Companies are no longer judged based on their marketing material. Staff and customers judge them based on their actions, big and small. The link between the way a company behaves and customers’ affiliation to the brand is clear and direct.
According to Lisa Roos, Business Development director for Merchants, South Africa’s largest contact centre operator and business process outsourcing provider, this inevitably calls for the contact centre, which is at the sharp end of delivering customer experience, to be an integral part of the organisation’s brand activism.
“At an obvious level, this means that contact centre agents must go beyond being employees to becoming brand activists. But getting to that point is not necessarily an obvious process. You can’t teach brand activism. It arises naturally from voluntary commitment to a brand, triggered by the integrity of the way a brand behaves.
“If you like a brand, you’ll talk about it with enthusiasm and you’ll represent it accurately. To like it, however, you have to respect the way it treats you and the world at large. Its behaviour must be consistent with what it promises.
“This doesn’t mean that all companies have to promise the same thing. It simply means knowing what you are, as an organisation, and then being that. If you are all about low prices, then it makes no sense to throw extravagant office parties at expensive venues with top end gifts and pricey entertainment.
“Your staff will mistrust the inconsistency and, as a consequence, be hesitant in promising to customers what they don’t believe the company delivers. By the same token, if your brand promise is founded on high value, then giving your staff cheap t-shirts at the Christmas party undermines the integrity of your brand.

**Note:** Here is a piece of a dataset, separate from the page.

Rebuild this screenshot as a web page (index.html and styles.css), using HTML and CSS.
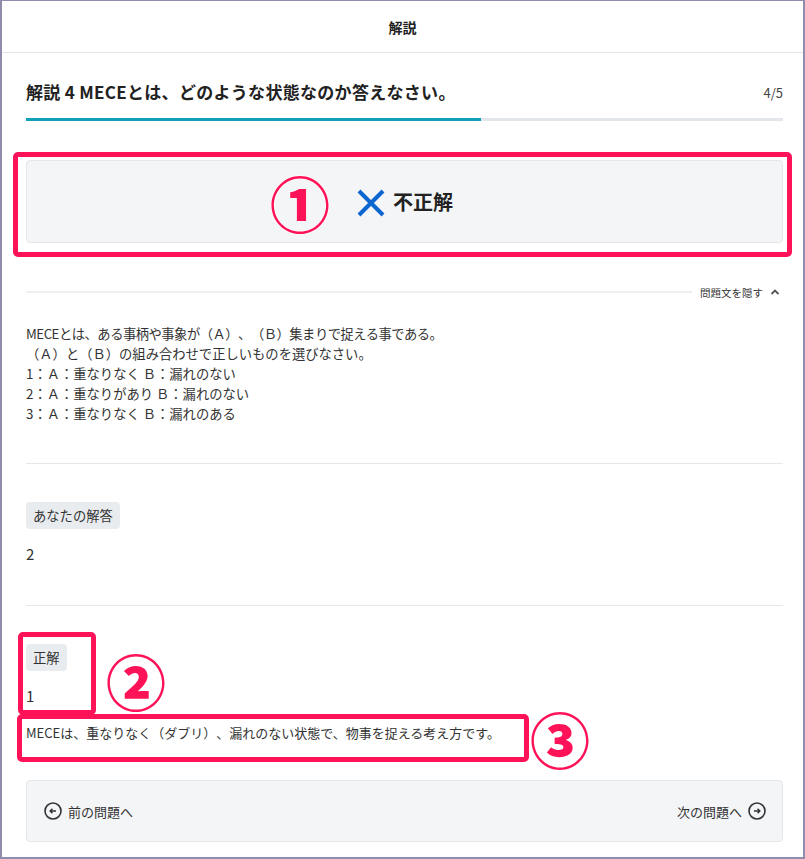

“Driving brand loyalty is not difficult. It simply requires consistency. And it’s the consistency that will enable your contact centre agents to believe in your organisation and, therefore, become brand activists.”
Building blocks of consistency
Achieving consistency is a matter of putting small but essential organisational elements in place. These include treating both your agents and your customers fairly.
“When it comes to treating your customers fairly, no agent is going to live up to the ethos of putting the customer first and not letting customers off the line until their issue is resolved unless that agent believes absolutely that your organisation as a whole puts the customer first,” Roos says. “Why should an agent do what you won’t?”
Treating agents fairly includes enabling them to love their workplace and their jobs.
The generation of young people from which most contact centres draw their agents has a high social ethic. Merchants’ experience, derived from more than 30 years of operating contact centres for both local and international clients and, in the process, managing 4 000 seats, shows that agents are not motivated purely by financial or career incentives.
They want to work for organisations that invest in the community and protect the environment. They will leave organisations they believe to be lacking in social principles.
“Of course agents want to earn good money and have opportunities to grow as people and employees,” Roos says. “And, in South Africa, where jobs are scarce and many young contact centre agents are taking care of extended families, there is tremendous appreciation of companies that do own contact centres and, thereby, create jobs.
“But, that doesn’t mean they will accept unpleasant working conditions or sell products and services they don’t believe in.”
Harnessing the social network
Understanding this is even more important in the context of the highly networked society in which most young people now function. The lines between home and work are blurring. For instance, Merchants agents frequently participate on weekends in their client’s online forums – or repost brand news on their private social media accounts and participate in online client events.
“In a networked world, organisations can no longer hide their intentions and behaviour from their employees or their customers,” Roos says. “For organisations that keep their brand promises, this is great news, because their contact centre agents quite willingly function as brand activists even when they’re not on the clock.”
Organisations that are surprised at the power of fair play in driving brand advocacy among their employees will also be taken aback by the effectiveness of internal recruitment referrals in achieving the same objective.
“Any member of staff who is enthusiastic about his workplace will recommend it to his friends and family,” Roos says. “This spreads positive brand information informally, enabling the organisation to build a strong community of third party brand advocates.
“It also gives you powerful internal cultural alignment and ensures that your employees take a direct interest in and, therefore, responsibility for the success of their colleagues. In the contact centre, this translates directly into exceptional customer experience. In fact, the ripple effect of internal recruitment referral can extend all the way to increased market share.”
From Roos’ perspective, any brand campaign that ignores the value of a contact centre as a vehicle for brand activism actually does the brand a disservice.
“However, for the contact centre to be such a vehicle it must function instinctively and naturally as a brand advocate. And that calls for the entire organisation to be clear about what it stands for and how it manifests that purpose.”